Dans la nuit du 25 au 26 juin 2005, Mathilde Croguennec, 18 ans, disparaît lors du Teknival de Carnoët, un festival de musique techno rassemblant plus de 43 000 participants. Le lendemain matin, deux festivalières découvrent son corps sans vie dans une sapinière, à 200 mètres du site principal. La jeune femme est à moitié dénudée et porte les stigmates d’une agression d’une violence inouïe : 28 coups de couteau, dont certains mortels, et une profonde entaille à la gorge.
Les enquêteurs déploient immédiatement un dispositif exceptionnel. Des milliers de véhicules sont contrôlés, des déchets passés au peigne fin et des vidéos examinées. Les analyses ADN effectuées sur un couteau et un emballage de préservatif retrouvés sur place révèlent un même profil masculin, mais restent sans correspondance dans les bases de données.
L’affaire connaît un tournant en mai 2006, lorsque deux photos prises lors du Teknival sont diffusées par les enquêteurs. Sur ces clichés, un homme apparaît aux côtés de Mathilde. Identifié par un ancien camarade de la marine, il est reconnu comme étant Alain Kernoa, 26 ans, un ancien marin ayant servi sur la Jeanne-d’Arc.
Le 22 juin 2006, Kernoa est arrêté au domicile de ses parents alors qu’il revient d’un voyage en Pologne. Confronté aux preuves ADN, il finit par avouer le meurtre. Selon son récit, il aurait initialement frappé Mathilde à deux reprises avant de la poursuivre et de la poignarder à 28 reprises. Il tente ensuite d’avoir un rapport sexuel avec la victime, avant de commettre des attouchements post-mortem.

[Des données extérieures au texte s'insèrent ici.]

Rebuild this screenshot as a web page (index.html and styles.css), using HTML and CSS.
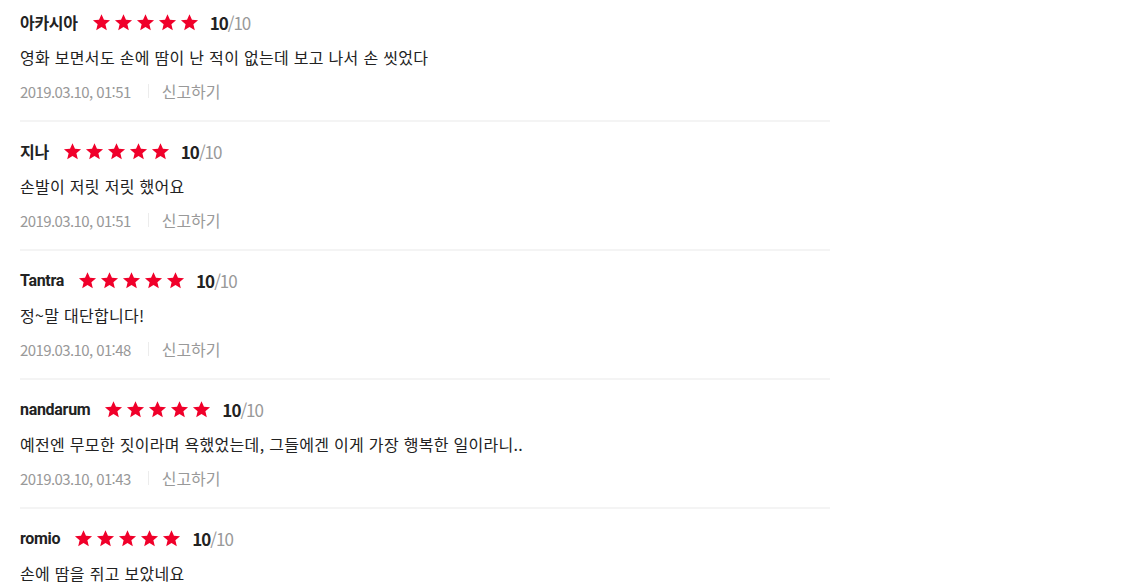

Lors de l’instruction, Kernoa avance une justification troublante, évoquant une confusion entre la réalité et les jeux vidéo dont il est passionné. Les experts psychiatriques le décrivent comme un individu manipulateur et potentiellement dangereux.
En septembre 2008, son procès devant la cour d’assises des Côtes-d’Armor s’ouvre. La douleur des proches de Mathilde est immense, notamment celle de sa mère qui témoigne d’un deuil insurmontable. Son père, quant à lui, est décédé avant la fin de l’instruction, « mort de chagrin » selon son avocat.
Confondu par son ADN et incapable d’expliquer son geste, Kernoa est condamné à la réclusion criminelle à perpétuité pour assassinat et tentative de viol.
En 2010, il fait appel de cette condamnation. Lors de son second procès devant la cour d’assises d’Ille-et-Vilaine, sa défense, assurée par Me Éric Dupond-Moretti, plaide l’absence de préméditation. La thèse d’un accès de violence sous l’effet de l’alcool et des stupéfiants est mise en avant. Après plusieurs jours de débats, la cour requalifie les faits en meurtre et non en assassinat, écartant ainsi la préméditation.
Le verdict tombe : Kernoa est condamné à 30 ans de prison, dont 20 ans incompressibles. Une peine jugée plus sévère que la perpétuité initialement prononcée, en raison de la période de sûreté accrue.